Теперь промолчала я.
Поезд продолжало раскачивать на стрелках, он заметно замедлил ход. Вероятно, мы приближались к станции, где дожидался посадки одинокий полуночный пассажир. Или же нас загоняли на запасной путь, где мы простоим несколько часов. Машинист выпьет чашечку кофе и выкурит сигарету, сидя на рельсах, а дизель будет продолжать пыхтеть сам по себе, не желая засыпать.
Я приложила к животу обе ладони, гадая, кем вырастет этот ребенок. Возможно, он будет железнодорожником, как и его матушка. Или у него появится мечта о чем-то большем?
Например, он станет политическим деятелем, который через тридцать лет выступит перед нацией и заявит: «Моя мама вынуждена была работать проводницей в поезде на маршруте Берлин – Вена, чтобы помогать мне в юности, а потому я хочу построить будущее, в котором каждому будет обеспечена более благополучная жизнь, чем была у нее».
Или не сбудется ни то ни другое. Быть может, этот ребенок вырастет в тоскливом одиночестве. Мать в постоянных разъездах, ее открытки, приходящие из других стран, и ощущение, что жизнь не сложилась.
– Галилео, – сказала я, глядя в пустоту. – Ты хочешь знать о Галилео?
Последовал глубокий вздох, а его взгляд впился в мое лицо.
И я рассказала ему.
Глава 41
Санкт-Петербург, 1912 год. Все уже почти поверили, что Романовы уцелеют. Я слышала грохот винтовок 1905 года, видела баррикады на улицах и, подобно многим другим, считала, что дни династии сочтены. Социальные реформы не поспевали за экономическими потребностями, политические уступки не соответствовали темпам перемен в обществе, и потому казалось неизбежным, что вступившую в новый век Россию ждут ощутимые потрясения.
И все же в 1912 году, когда я кружилась в танцах под сверкавшими люстрами Зимнего дворца с руками, до локтей затянутыми в перчатки, и с заколками из серебра и хрусталя в прическе, я продолжала думать, что так будет продолжаться вечно.

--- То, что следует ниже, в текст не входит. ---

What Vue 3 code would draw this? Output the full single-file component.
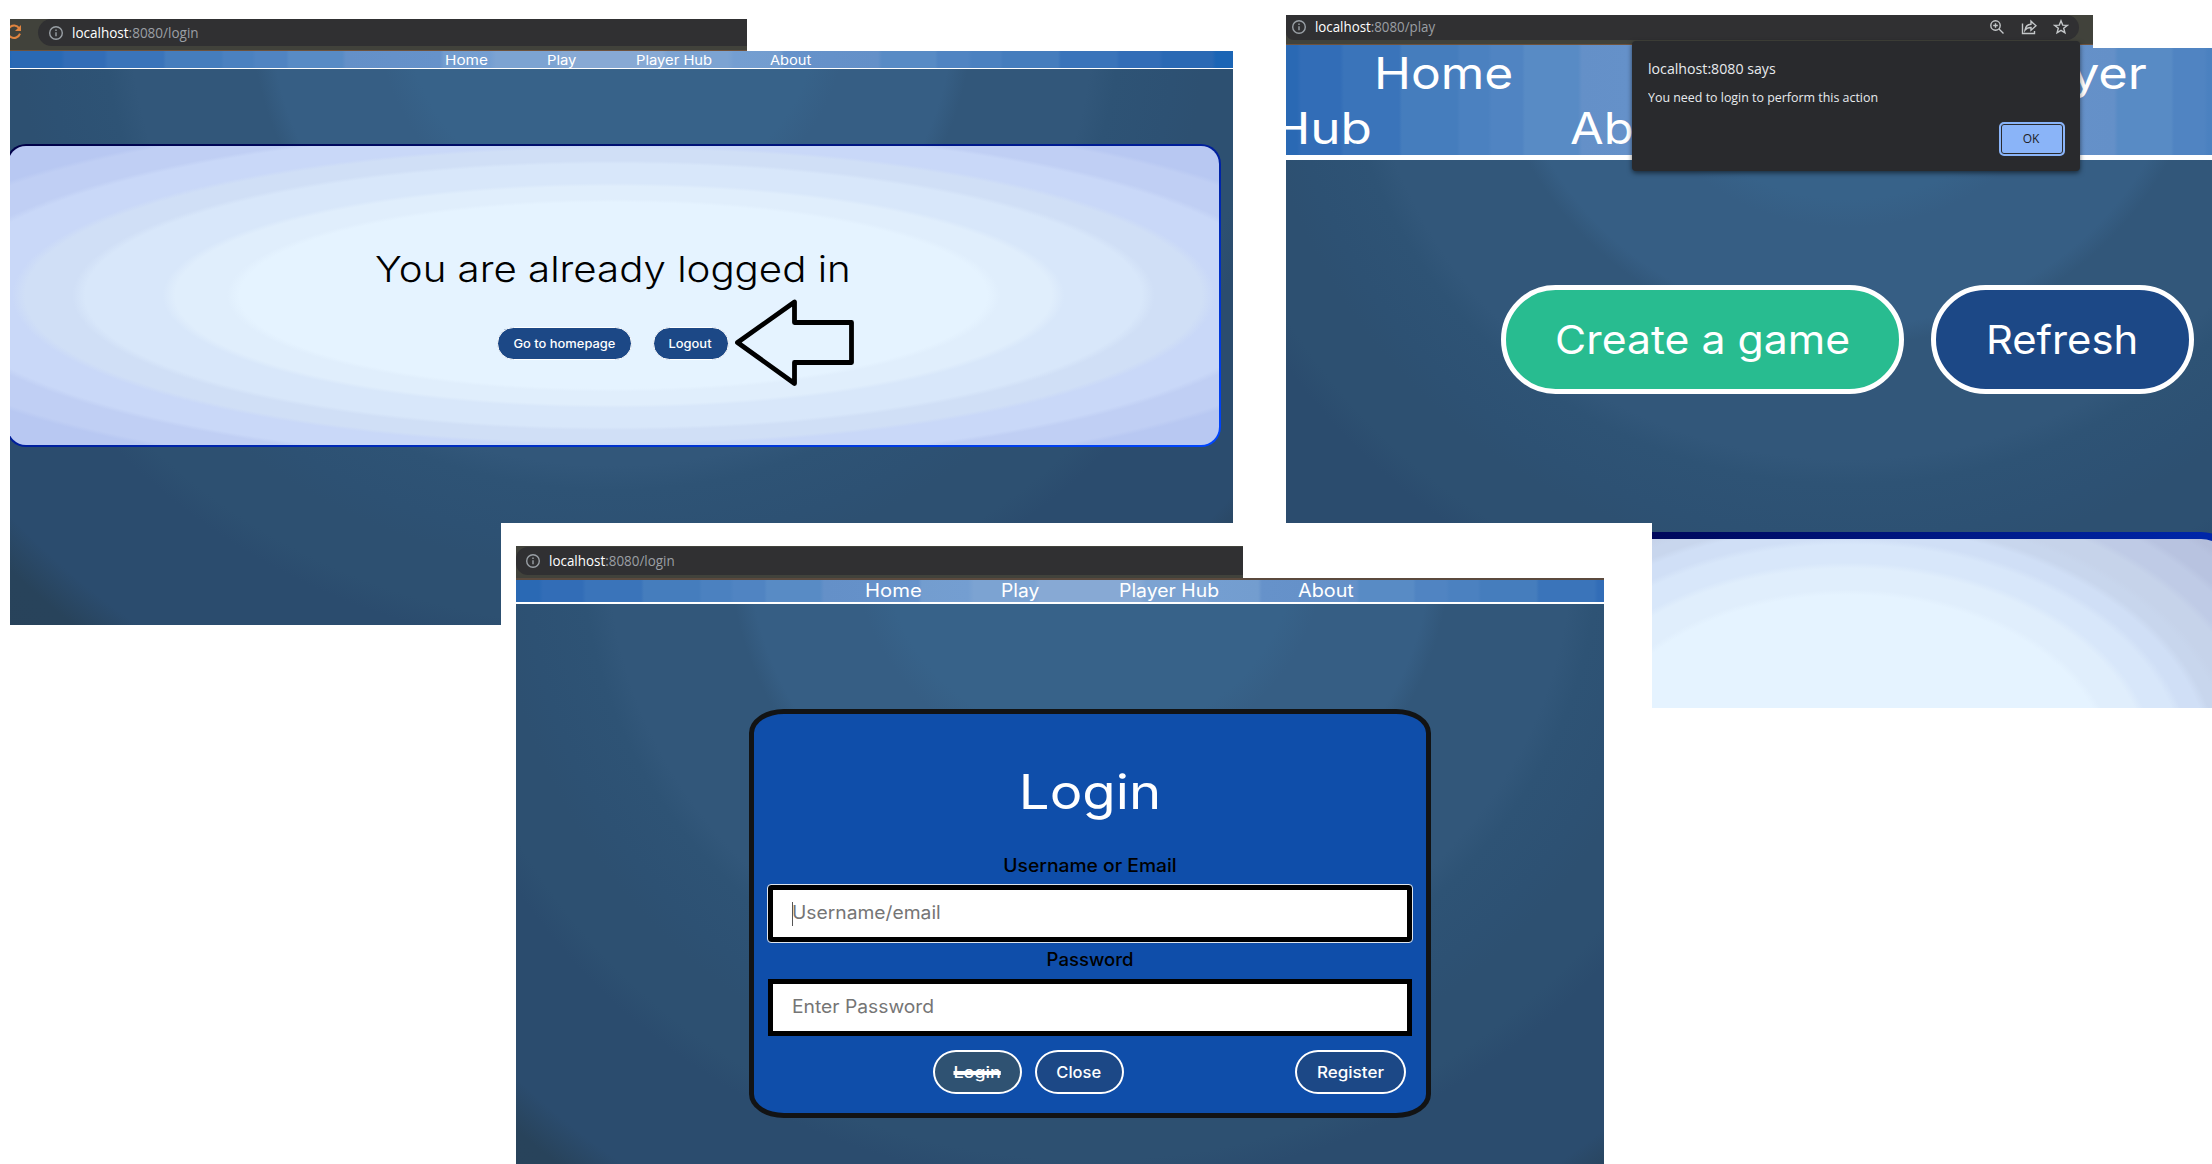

Я была Антониной Барышкиной, седьмой дочерью старого князя, а цель, стоявшая передо мной, состояла в том, чтобы показать достоинства, которые начисто отсутствовали у реальной обладательницы этого тела. В шестнадцать лет Антонина уже заработала себе репутацию легкодоступной, распущенной девицы, причем самого порочного толка, готовой переспать хоть с пролетарием, лишь бы насолить отцу. И никакие уговоры, нравоучения или даже прямые угрозы до сих пор не могли заставить Антонину изменить свое поведение. И когда сплетни о ней стали распространяться со скоростью лесного пожара, московский «агент по недвижимости», которую звали Куаньин, обратилась ко мне с необычным предложением от обеспокоенного отца девушки.
– Шесть месяцев, – сказала она. – Красивая молодая женщина, красивая жизнь. Думаю, мало кто может похвастаться более роскошной обстановкой, чем та, какой окружена юная Барышкина.
– И что я должна сделать?.. Чтобы оправдать всю эту роскошь?
– Показать зрелость, достойную столь богатого окружения.
– С какой целью?
– Продемонстрировать всем, что Барышкина стала серьезным человеком, с которым не стыдно иметь дело.
И мне понравилось быть Антониной Барышкиной. У нее была статная гнедая кобыла, кататься на которой я выезжала каждое утро, несмотря на любой холод. А еще ей принадлежала виолончель – на ней никто не играл, но струны инструмента при простом прикосновении издавали звуки, подобные плачу богов. И пока я танцевала, смеялась или обсуждала любую тему – от текущего политического климата до климата в обычном смысле слова, – прошел слух, что Антонина радикальным образом изменилась. Завидные женихи со всего Петербурга выстраивались в очередь, чтобы оценить перемены в богатой наследнице.